● AIM OF THE EXERCISE:
Locate and copy each line in the data that contains the word "React".

● DATA LINES:
┌────────

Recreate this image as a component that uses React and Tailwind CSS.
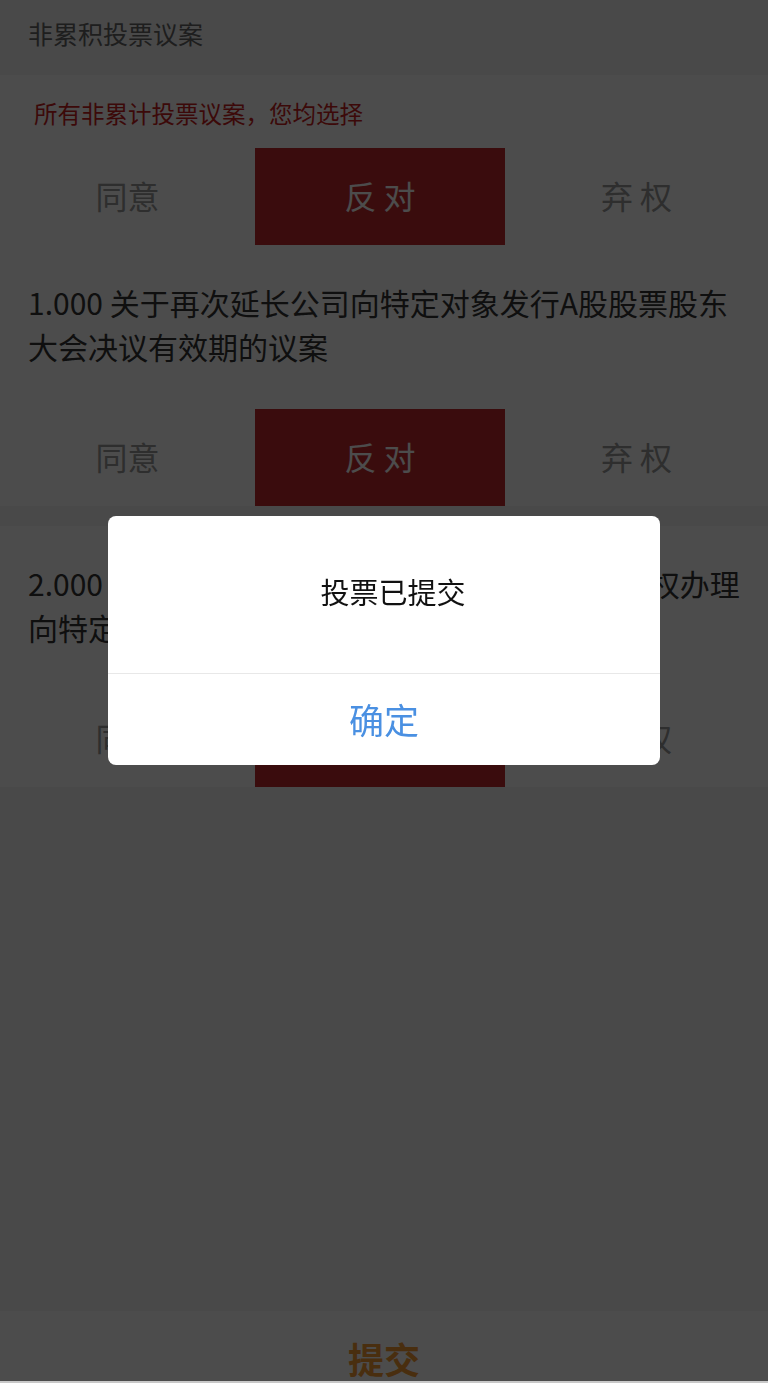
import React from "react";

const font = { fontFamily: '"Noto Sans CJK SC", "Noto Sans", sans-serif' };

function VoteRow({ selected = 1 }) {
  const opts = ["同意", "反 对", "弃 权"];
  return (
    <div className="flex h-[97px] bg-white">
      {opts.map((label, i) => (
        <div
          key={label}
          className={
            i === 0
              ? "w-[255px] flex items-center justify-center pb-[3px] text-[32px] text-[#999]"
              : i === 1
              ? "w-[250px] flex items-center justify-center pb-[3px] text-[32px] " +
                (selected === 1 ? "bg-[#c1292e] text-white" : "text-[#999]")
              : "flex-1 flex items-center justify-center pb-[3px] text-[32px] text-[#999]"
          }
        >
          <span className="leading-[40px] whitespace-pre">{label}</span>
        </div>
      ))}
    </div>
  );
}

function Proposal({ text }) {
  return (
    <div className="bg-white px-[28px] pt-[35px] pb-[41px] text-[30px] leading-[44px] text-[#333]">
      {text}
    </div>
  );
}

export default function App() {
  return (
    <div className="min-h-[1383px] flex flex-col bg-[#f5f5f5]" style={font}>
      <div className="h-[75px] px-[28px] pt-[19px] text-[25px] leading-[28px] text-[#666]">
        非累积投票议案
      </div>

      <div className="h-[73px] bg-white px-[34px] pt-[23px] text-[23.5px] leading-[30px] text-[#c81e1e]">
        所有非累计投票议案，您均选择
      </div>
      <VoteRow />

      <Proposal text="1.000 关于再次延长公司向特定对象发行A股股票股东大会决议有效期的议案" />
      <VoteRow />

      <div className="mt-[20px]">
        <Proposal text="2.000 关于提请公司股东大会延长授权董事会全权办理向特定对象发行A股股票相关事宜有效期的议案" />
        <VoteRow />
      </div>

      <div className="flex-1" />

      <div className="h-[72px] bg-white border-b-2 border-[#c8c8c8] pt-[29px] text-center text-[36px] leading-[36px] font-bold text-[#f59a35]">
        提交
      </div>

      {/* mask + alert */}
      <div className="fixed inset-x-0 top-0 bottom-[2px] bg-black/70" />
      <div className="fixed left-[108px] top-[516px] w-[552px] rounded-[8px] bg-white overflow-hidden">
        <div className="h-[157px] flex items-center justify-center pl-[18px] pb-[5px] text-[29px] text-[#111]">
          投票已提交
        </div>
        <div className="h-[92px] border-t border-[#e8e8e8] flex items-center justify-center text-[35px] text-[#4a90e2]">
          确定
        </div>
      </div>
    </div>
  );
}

└────────

● EXERCISE ANSWER:
Recreate this image as a component that uses React and Tailwind CSS.
import React from "react";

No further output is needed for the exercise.